For the first few years, I gave the doormen, concierges and super $50 and the others $20. Last year I increased that to either $60 or $70 (damn, can’t remember) and $30. If doing the math makes your head hurt, that adds up to roughly $750. As hideous as that sounds, it often feels like a very tiny thank-you for keeping me safe, which is a priority for someone like me who works alone from home, dealing with naked strangers every day. Five years, no incidents, and I’m sure my vigilant building staff and lobby security cameras play a significant role in that.

With Christmas just 2 months away, I’m starting to stash any clean, crisp $50 bills I get paid with. I need 8, and right now I’ve got 4 that pass muster. It helps me sort of pre-pay for this aspect of my holiday expenses so that I don’t feel the full pain of a $750 hemorrhage all at once.

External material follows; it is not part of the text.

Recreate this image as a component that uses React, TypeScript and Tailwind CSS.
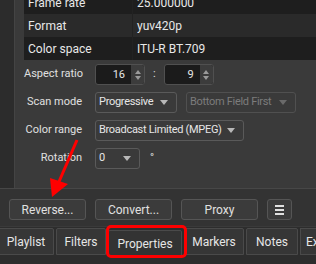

Feel free to share any of your quirky strategies for easing the pain of holiday spending!

Watching CNN with a Dirty Mind

I caught a few minutes of the congressional hearings on the economic crisis this morning, specifically the part with Alan Greenspan. What a pointless (and at times, rude) witch hunt – what are the hoping to do, find someone to blame and sue them for $1 trillion?? I wanted to hear Dr. Greenspan draw attention to this particular waste of time by saying something snarky like “at the time, my judgment was seriously impaired by my hormones. I was spending every morning fantasizing about what I was going to do to my paramour, Barbara Walters, at lunchtime”. Then I changed the channel to watch The View. I flipped back and forth to better picture them as a couple. I’m obviously focusing on really important things this morning.